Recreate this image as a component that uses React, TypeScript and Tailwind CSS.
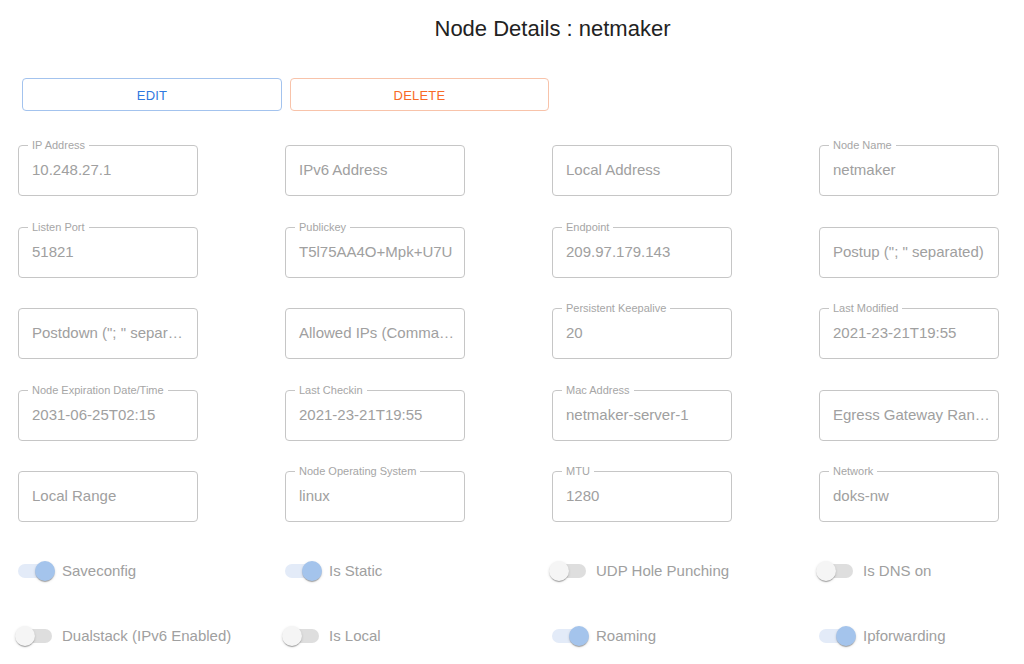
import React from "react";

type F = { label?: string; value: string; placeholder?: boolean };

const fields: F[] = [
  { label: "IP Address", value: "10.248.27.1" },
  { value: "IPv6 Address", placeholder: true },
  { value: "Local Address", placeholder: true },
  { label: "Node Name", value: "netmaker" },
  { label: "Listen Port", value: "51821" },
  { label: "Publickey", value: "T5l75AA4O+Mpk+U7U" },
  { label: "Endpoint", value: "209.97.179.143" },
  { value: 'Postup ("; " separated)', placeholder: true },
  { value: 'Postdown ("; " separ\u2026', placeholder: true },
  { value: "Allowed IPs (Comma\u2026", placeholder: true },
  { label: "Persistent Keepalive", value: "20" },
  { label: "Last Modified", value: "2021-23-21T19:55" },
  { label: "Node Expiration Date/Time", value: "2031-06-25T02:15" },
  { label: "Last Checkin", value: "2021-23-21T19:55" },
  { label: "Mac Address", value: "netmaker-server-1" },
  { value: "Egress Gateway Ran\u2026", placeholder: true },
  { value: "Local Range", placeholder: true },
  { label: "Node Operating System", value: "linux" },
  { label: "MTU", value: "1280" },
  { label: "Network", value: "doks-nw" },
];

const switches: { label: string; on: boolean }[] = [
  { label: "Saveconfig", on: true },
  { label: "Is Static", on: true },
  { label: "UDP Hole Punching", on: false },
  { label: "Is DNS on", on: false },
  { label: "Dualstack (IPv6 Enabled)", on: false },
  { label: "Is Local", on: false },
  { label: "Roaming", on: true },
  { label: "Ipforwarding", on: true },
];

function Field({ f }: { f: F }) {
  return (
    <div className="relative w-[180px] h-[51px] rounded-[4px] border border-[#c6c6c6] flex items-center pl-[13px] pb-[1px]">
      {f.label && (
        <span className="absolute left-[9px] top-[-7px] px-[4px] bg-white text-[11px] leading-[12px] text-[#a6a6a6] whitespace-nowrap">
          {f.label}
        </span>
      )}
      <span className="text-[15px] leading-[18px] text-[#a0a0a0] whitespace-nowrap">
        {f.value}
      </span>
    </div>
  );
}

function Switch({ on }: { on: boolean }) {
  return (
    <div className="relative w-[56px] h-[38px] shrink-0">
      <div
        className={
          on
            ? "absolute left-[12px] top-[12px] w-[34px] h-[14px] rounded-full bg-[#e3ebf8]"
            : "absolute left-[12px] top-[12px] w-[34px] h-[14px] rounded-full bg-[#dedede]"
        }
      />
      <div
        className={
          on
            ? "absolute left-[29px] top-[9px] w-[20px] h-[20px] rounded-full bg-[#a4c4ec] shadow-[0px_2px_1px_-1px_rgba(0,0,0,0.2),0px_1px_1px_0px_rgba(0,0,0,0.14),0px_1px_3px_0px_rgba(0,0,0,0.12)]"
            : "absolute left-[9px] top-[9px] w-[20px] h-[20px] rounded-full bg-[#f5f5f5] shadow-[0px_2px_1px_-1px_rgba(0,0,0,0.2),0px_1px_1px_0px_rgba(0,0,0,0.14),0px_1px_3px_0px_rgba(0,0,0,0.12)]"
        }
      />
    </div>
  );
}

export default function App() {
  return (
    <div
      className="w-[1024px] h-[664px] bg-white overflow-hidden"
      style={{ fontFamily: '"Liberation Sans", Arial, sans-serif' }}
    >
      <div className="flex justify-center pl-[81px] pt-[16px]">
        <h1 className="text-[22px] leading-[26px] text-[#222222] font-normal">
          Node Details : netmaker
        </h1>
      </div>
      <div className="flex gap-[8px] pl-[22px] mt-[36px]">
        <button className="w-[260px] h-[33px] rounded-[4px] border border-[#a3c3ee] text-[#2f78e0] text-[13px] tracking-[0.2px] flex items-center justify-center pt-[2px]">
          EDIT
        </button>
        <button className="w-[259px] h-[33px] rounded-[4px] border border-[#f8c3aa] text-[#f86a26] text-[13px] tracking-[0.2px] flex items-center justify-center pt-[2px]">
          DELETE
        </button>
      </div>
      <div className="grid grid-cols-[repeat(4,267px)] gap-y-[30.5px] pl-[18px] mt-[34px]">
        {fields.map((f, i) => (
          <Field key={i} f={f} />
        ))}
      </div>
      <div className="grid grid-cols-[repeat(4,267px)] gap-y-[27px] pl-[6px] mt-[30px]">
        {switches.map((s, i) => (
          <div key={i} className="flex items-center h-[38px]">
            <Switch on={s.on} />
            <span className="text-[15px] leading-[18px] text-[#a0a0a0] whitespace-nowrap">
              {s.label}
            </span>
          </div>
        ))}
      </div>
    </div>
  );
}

* [WHAT TO PRODUCE]
Repeat the lines exactly as they stand, from the opening line of the data through the line with "string; value: string;". Pictures stay out of the copy.

* [WRITTEN SOLUTION]
Recreate this image as a component that uses React, TypeScript and Tailwind CSS.
import React from "react";

type F = { label?: string; value: string; placeholder?: boolean };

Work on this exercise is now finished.